Extraio uma indicação imediata de algo a ser feito de conversas de conjuntura, de que participo, junto com um pequeno grupo de parceiros de várias décadas, verdadeiros cúmplices da empreitada por um outro Brasil. No grupo temos lembrado a necessidade de fortalecer nossos meios alternativos de comunicação, que funcionam como referência para cidadanias ativas. Mas são frágeis. Como combatemos os “donos de gado e gente” não podemos esperar daí financiamento necessário e que amplie o impacto de nossos meios na tarefa de disputa de ideias e propostas. Estamos dependentes dos fracos apoios solidários, fundamentais para a autonomia política, mas por si só são insuficientes. Para ampliar impacto dependemos da atenção e comprometimento estratégico de forças políticas democráticas, especialmente as que tem acesso ao Estado, pois do outro lado nada virá. São destinados importantes recursos públicos aos grandes meios de comunicação, especialmente TVs, em geral mais inclinados à direita e centro-direita, pouco ou nada sensíveis às iniciativas, agendas e propostas de cidadanias ativas. O pior é que os meios mais importantes para o ativismo democrático são ignoradas pelas políticas públicas. Mas estes meio voltando atenção às cidadanias ativas organizadas, com potentes narrativas e avaliações de quem está com a gente, são estratégicos para a questão que levanto nesta postagem.

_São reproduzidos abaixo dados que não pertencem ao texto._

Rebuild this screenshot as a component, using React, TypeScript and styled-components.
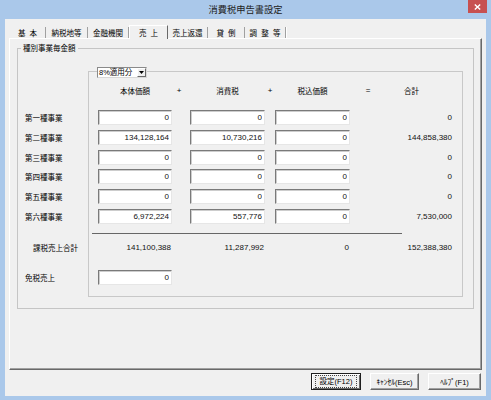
import React from "react";
import styled, { createGlobalStyle } from "styled-components";

const CJK = `"Noto Sans CJK JP", "Liberation Sans", sans-serif`;
const NUM = `"Liberation Sans", "Noto Sans CJK JP", sans-serif`;

const GlobalStyle = createGlobalStyle`
  html, body { margin: 0; padding: 0; background: #ffffff; }
  body { font-family: ${NUM}; }
  * { box-sizing: border-box; }
`;

const Window = styled.div`
  width: 491px;
  height: 400px;
  background: #aac8ea;
  display: flex;
  flex-direction: column;
  overflow: hidden;
`;

const TitleBar = styled.div`
  height: 19px;
  flex: none;
  display: grid;
  grid-template-columns: 1fr auto 1fr;
  align-items: start;
`;

const Title = styled.div`
  grid-column: 2;
  font-family: ${CJK};
  font-size: 9.25px;
  line-height: 19px;
  color: #222222;
  white-space: nowrap;
`;

const CloseButton = styled.div`
  grid-column: 3;
  justify-self: end;
  margin-right: 4px;
  width: 19px;
  height: 13px;
  background: #c75050;
  display: flex;
  align-items: center;
  justify-content: center;
`;

const Client = styled.div`
  flex: 1;
  margin: 0 5px 4px;
  background: #f0f0f0;
  display: flex;
  flex-direction: column;
  padding: 6px 4px 0;
`;

const TabStrip = styled.div`
  display: flex;
  align-items: flex-end;
  height: 14px;
  margin: 0 0 -1px 1px;
  position: relative;
  z-index: 1;
`;

const Tab = styled.div<{ $w: number; $active?: boolean }>`
  width: ${(p) => p.$w}px;
  height: ${(p) => (p.$active ? 14 : 11)}px;
  margin-bottom: ${(p) => (p.$active ? 0 : 1)}px;
  font-family: ${CJK};
  font-size: 7.5px;
  line-height: 11px;
  word-spacing: 2.5px;
  text-align: center;
  color: #000;
  white-space: pre;
  background: #f0f0f0;
  border-right: 1px solid ${(p) => (p.$active ? "#696969" : "#a0a0a0")};
  box-shadow: ${(p) => (p.$active ? "none" : "1px 0 0 #ffffff")};
  ${(p) =>
    p.$active
      ? `border-top: 1px solid #ffffff; border-left: 1px solid #ffffff; padding-top: 1px;`
      : ``}
`;

const Panel = styled.div`
  flex: 1;
  display: flex;
  flex-direction: column;
  border: 1px solid;
  border-color: #ffffff #696969 #696969 #ffffff;
  box-shadow: inset -1px -1px 0 #a0a0a0;
  padding: 4px 7px 0 7px;
`;

const Group = styled.fieldset`
  margin: 0;
  padding: 14px 10px 11px 7px;
  border: 1px solid #c5c5c5;
  min-width: 0;
`;

const GroupLegend = styled.legend`
  font-family: ${CJK};
  font-size: 7.5px;
  line-height: 10px;
  padding: 0 2px;
  margin-left: -4px;
  color: #000;
`;

const Sheet = styled.div`
  display: grid;
  grid-template-columns: 63px 10px 74px 18px 75px 10px 75px 36px 67px 10px;
  grid-template-rows: 4px 13px 26px repeat(6, 19.8px) 9.2px 32px 27px;
  font-family: ${NUM};
  color: #111;
`;

const Frame = styled.div`
  grid-column: 2 / -1;
  grid-row: 2 / -1;
  border: 1px solid #c8c8c8;
`;

const Combo = styled.div`
  grid-column: 3;
  grid-row: 1 / 3;
  align-self: start;
  justify-self: start;
  margin-left: -1px;
  width: 50px;
  height: 11px;
  display: flex;
  background: #ffffff;
  border: 1px solid;
  border-color: #8a8a8a #d8d8d8 #d8d8d8 #8a8a8a;
`;

const ComboText = styled.div`
  flex: 1;
  font-family: ${NUM};
  font-size: 7.5px;
  line-height: 9px;
  padding-left: 1px;
  white-space: nowrap;
  color: #000;
`;

const ComboArrow = styled.div`
  width: 9px;
  height: 9px;
  background: #f0f0f0;
  border: 1px solid;
  border-color: #ffffff #696969 #696969 #ffffff;
  display: flex;
  align-items: center;
  justify-content: center;
`;

const Header = styled.div<{ $col: number; $padRight?: number }>`
  grid-column: ${(p) => p.$col};
  grid-row: 3;
  align-self: start;
  margin-top: 1px;
  font-family: ${CJK};
  font-size: 7.5px;
  line-height: 12px;
  text-align: center;
  padding-right: ${(p) => p.$padRight ?? 0}px;
  white-space: nowrap;
  color: #000;
`;

const Operator = styled.div<{ $col: number; $shift?: number }>`
  grid-column: ${(p) => p.$col};
  grid-row: 3;
  align-self: start;
  margin-top: 1px;
  font-family: ${NUM};
  font-size: 8px;
  line-height: 12px;
  text-align: center;
  padding-right: ${(p) => p.$shift ?? 0}px;
  color: #000;
`;

const RowLabel = styled.div<{ $row: number; $indent?: number; $lh?: number }>`
  grid-column: 1;
  grid-row: ${(p) => p.$row};
  align-self: start;
  padding-left: ${(p) => p.$indent ?? 0}px;
  font-family: ${CJK};
  font-size: 7.5px;
  line-height: ${(p) => p.$lh ?? 15}px;
  white-space: nowrap;
  color: #000;
`;

const NumField = styled.input<{ $row: number; $col: number }>`
  grid-column: ${(p) => p.$col};
  grid-row: ${(p) => p.$row};
  align-self: start;
  width: 100%;
  height: 15px;
  margin: 0;
  background: #ffffff;
  border: 1px solid;
  border-color: #7a7a7a #e6e6e6 #e6e6e6 #7a7a7a;
  box-shadow: inset 1px 1px 0 #cdcdcd;
  font-family: ${NUM};
  font-size: 8px;
  text-align: right;
  padding: 0 2px 0 0;
  color: #111;
  outline: none;
`;

const Value = styled.div<{ $row: number; $col: number; $lh?: number }>`
  grid-column: ${(p) => p.$col};
  grid-row: ${(p) => p.$row};
  align-self: start;
  font-family: ${NUM};
  font-size: 8px;
  line-height: ${(p) => p.$lh ?? 15}px;
  text-align: right;
  padding-right: 1px;
  white-space: nowrap;
  color: #111;
`;

const TotalRule = styled.div`
  grid-column: 2 / 10;
  grid-row: 10;
  align-self: center;
  height: 1px;
  margin: 0 51px 0 4px;
  background: #666666;
`;

const ButtonRow = styled.div`
  display: flex;
  justify-content: flex-end;
  gap: 9px;
  height: 17px;
  margin: 3px 1px 6px 0;
`;

const Button = styled.button<{ $w: number; $default?: boolean }>`
  width: ${(p) => p.$w}px;
  height: 17px;
  padding: 0;
  margin: 0;
  background: #f0f0f0;
  border: 1px solid;
  border-color: ${(p) =>
    p.$default ? "#1e1e1e" : "#ffffff #696969 #696969 #ffffff"};
  box-shadow: ${(p) =>
    p.$default
      ? "inset 1px 1px 0 #ffffff, inset -1px -1px 0 #696969"
      : "inset -1px -1px 0 #a0a0a0"};
  font-family: ${NUM};
  font-size: 7.5px;
  color: #000;
  display: flex;
  align-items: center;
  justify-content: center;
  white-space: nowrap;
`;

const FocusText = styled.span`
  outline: 1px dotted #444;
  outline-offset: 1px;
  padding: 0 3px;
  line-height: 9px;
`;

const tabs = [
  { label: "基 本", w: 36 },
  { label: "納税地等", w: 42 },
  { label: "金融機関", w: 41 },
  { label: "売 上", w: 39, active: true },
  { label: "売上返還", w: 40 },
  { label: "貸 倒", w: 37 },
  { label: "調 整 等", w: 41 },
];

const rows = [
  { label: "第一種事業", a: "0", b: "0", c: "0", t: "0" },
  { label: "第二種事業", a: "134,128,164", b: "10,730,216", c: "0", t: "144,858,380" },
  { label: "第三種事業", a: "0", b: "0", c: "0", t: "0" },
  { label: "第四種事業", a: "0", b: "0", c: "0", t: "0" },
  { label: "第五種事業", a: "0", b: "0", c: "0", t: "0" },
  { label: "第六種事業", a: "6,972,224", b: "557,776", c: "0", t: "7,530,000" },
];

export default function App() {
  return (
    <>
      <GlobalStyle />
      <Window>
        <TitleBar>
          <Title>消費税申告書設定</Title>
          <CloseButton>
            <svg width="7" height="6" viewBox="0 0 7 6">
              <path d="M0.8 0.5 L6.2 5.5 M6.2 0.5 L0.8 5.5" stroke="#ffffff" strokeWidth="1.4" />
            </svg>
          </CloseButton>
        </TitleBar>
        <Client>
          <TabStrip>
            {tabs.map((t) => (
              <Tab key={t.label} $w={t.w} $active={t.active}>
                {t.label}
              </Tab>
            ))}
          </TabStrip>
          <Panel>
            <Group>
              <GroupLegend>種別事業毎金額</GroupLegend>
              <Sheet>
                <Frame />
                <Combo>
                  <ComboText>8%適用分</ComboText>
                  <ComboArrow>
                    <svg width="5" height="3" viewBox="0 0 5 3">
                      <polygon points="0,0 5,0 2.5,3" fill="#000" />
                    </svg>
                  </ComboArrow>
                </Combo>
                <Header $col={3}>本体価額</Header>
                <Operator $col={4} $shift={4}>+</Operator>
                <Header $col={5}>消費税</Header>
                <Operator $col={6}>+</Operator>
                <Header $col={7}>税込価額</Header>
                <Operator $col={8}>=</Operator>
                <Header $col={9} $padRight={16}>合計</Header>
                {rows.map((r, i) => (
                  <React.Fragment key={r.label}>
                    <RowLabel $row={4 + i}>{r.label}</RowLabel>
                    <NumField $row={4 + i} $col={3} readOnly value={r.a} />
                    <NumField $row={4 + i} $col={5} readOnly value={r.b} />
                    <NumField $row={4 + i} $col={7} readOnly value={r.c} />
                    <Value $row={4 + i} $col={9}>{r.t}</Value>
                  </React.Fragment>
                ))}
                <TotalRule />
                <RowLabel $row={11} $indent={8} $lh={20}>課税売上合計</RowLabel>
                <Value $row={11} $col={3} $lh={20}>141,100,388</Value>
                <Value $row={11} $col={5} $lh={20}>11,287,992</Value>
                <Value $row={11} $col={7} $lh={20}>0</Value>
                <Value $row={11} $col={9} $lh={20}>152,388,380</Value>
                <RowLabel $row={12}>免税売上</RowLabel>
                <NumField $row={12} $col={3} readOnly value="0" />
              </Sheet>
            </Group>
          </Panel>
          <ButtonRow>
            <Button $w={50} $default>
              <FocusText>設定(F12)</FocusText>
            </Button>
            <Button $w={49}>ｷｬﾝｾﾙ(Esc)</Button>
            <Button $w={53}>ﾍﾙﾌﾟ(F1)</Button>
          </ButtonRow>
        </Client>
      </Window>
    </>
  );
}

Termino, lembrando que não se trata de submeter as iniciativas a uma determinação e orientação política governamental. Pelo contrário, trata-se de reconhecer a potência democrática que brota da sociedade civil em termos de produção de análise de propostas de qualidade, muitas vezes até com críticas construtivas aos responsáveis políticos do nosso campo. Não conseguiremos desencurralar a democracia se tais iniciativas foram deixadas na sombra, entregues à própria sorte. São estas iniciativas que privilegiam a investigação dos sinais virtuosos que brotam do chão da sociedade. Desconhecer isto é um grande risco para a tarefa do necessário desencurralamento e, sobretudo, de disputa de hegemonia democrática ecossocial de direitos iguais para todas e todos. Está dado o recado, para quem está disposto a ouvir!